▶ WHAT TO DO:
From the listing below, pull out the lines that hold "index".

▶ DATA PROVIDED:
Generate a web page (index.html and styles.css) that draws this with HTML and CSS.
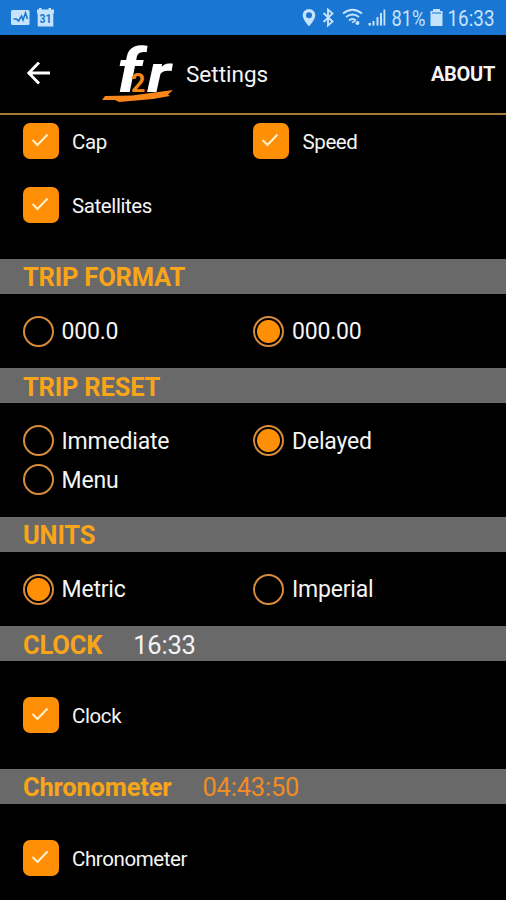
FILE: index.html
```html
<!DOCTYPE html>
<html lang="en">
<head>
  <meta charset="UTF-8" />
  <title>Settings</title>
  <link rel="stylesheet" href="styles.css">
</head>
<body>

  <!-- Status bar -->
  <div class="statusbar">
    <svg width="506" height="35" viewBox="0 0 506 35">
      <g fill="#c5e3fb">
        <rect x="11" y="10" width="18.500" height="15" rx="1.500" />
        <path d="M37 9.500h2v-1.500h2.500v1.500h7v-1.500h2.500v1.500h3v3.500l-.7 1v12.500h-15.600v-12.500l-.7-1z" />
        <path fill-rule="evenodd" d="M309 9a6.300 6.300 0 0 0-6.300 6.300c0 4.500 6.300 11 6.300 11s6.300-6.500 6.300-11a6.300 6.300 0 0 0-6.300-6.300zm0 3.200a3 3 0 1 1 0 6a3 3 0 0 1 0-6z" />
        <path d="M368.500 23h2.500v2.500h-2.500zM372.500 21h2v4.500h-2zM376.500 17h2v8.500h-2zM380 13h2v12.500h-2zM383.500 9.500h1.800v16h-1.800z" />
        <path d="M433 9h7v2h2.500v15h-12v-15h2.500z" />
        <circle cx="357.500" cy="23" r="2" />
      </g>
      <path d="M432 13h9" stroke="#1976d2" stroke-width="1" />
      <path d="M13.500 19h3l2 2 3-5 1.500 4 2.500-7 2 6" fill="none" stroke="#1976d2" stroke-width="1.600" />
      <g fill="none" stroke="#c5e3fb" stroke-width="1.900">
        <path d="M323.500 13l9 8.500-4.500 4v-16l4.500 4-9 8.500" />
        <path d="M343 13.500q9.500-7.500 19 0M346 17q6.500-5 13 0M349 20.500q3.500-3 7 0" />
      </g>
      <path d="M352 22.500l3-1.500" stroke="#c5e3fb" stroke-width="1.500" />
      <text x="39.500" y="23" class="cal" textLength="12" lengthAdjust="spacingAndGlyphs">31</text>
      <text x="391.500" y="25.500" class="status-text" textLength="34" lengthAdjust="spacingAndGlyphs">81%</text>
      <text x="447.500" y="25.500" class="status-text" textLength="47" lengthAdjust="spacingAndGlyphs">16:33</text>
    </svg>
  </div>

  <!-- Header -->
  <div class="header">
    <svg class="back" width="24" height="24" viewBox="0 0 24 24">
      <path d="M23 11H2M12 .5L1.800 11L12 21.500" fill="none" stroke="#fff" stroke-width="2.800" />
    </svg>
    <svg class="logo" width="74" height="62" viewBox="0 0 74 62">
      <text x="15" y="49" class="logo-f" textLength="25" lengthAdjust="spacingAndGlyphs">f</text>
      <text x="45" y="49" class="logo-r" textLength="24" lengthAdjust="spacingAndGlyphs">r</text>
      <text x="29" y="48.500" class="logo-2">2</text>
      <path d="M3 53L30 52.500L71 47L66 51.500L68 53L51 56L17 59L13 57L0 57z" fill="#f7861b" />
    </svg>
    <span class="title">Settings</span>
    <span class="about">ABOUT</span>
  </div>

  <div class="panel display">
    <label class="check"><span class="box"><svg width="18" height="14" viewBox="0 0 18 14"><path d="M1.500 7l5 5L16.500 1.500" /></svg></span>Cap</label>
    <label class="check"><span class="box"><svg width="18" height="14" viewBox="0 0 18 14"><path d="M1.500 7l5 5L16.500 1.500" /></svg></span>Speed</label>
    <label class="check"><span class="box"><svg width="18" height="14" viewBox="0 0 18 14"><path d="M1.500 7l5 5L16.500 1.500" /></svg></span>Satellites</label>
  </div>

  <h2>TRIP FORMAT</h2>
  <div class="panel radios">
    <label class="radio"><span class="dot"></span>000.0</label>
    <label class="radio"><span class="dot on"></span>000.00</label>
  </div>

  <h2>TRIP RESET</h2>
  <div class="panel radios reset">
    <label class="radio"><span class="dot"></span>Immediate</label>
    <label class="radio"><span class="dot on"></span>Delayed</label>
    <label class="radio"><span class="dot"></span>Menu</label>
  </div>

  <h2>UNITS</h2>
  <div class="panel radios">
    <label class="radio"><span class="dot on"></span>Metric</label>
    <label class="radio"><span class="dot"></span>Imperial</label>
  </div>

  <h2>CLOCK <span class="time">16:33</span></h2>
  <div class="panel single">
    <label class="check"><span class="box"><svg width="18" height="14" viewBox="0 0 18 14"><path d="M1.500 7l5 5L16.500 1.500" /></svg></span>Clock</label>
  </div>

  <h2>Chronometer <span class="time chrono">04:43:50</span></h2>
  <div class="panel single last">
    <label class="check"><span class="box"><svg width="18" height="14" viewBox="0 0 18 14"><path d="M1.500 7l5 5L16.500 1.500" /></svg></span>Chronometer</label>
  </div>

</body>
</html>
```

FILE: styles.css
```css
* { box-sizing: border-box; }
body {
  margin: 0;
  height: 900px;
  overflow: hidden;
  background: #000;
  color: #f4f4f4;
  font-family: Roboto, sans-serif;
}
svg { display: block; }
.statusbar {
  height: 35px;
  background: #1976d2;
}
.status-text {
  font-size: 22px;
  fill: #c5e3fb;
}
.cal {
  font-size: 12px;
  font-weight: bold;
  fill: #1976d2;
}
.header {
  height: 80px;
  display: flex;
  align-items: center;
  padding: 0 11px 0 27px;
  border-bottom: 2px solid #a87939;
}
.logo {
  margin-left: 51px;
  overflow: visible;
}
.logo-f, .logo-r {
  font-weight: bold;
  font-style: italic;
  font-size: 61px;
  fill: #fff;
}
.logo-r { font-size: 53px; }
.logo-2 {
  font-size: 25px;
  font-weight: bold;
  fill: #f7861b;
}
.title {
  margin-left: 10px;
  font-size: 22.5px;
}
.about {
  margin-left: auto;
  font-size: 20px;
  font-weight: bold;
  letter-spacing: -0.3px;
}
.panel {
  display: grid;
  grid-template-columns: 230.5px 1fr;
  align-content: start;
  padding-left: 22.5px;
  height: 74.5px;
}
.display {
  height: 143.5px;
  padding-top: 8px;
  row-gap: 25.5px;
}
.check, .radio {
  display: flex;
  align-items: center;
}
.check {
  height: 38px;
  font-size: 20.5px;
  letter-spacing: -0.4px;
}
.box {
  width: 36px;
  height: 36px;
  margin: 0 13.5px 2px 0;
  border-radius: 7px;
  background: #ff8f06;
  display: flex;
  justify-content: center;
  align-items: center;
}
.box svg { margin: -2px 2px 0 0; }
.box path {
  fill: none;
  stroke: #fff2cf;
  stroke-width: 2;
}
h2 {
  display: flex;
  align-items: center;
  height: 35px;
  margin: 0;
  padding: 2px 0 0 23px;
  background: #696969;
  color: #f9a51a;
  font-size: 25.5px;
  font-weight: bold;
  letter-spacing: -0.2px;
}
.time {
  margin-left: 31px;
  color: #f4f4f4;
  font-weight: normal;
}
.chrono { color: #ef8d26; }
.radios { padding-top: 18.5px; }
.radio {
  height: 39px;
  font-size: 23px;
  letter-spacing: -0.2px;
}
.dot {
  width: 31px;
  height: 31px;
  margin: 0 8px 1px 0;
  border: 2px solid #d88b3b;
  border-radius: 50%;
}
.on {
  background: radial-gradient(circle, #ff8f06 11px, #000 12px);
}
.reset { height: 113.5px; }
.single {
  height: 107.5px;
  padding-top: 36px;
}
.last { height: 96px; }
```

▶ SOLUTION BELOW:
Generate a web page (index.html and styles.css) that draws this with HTML and CSS.
FILE: index.html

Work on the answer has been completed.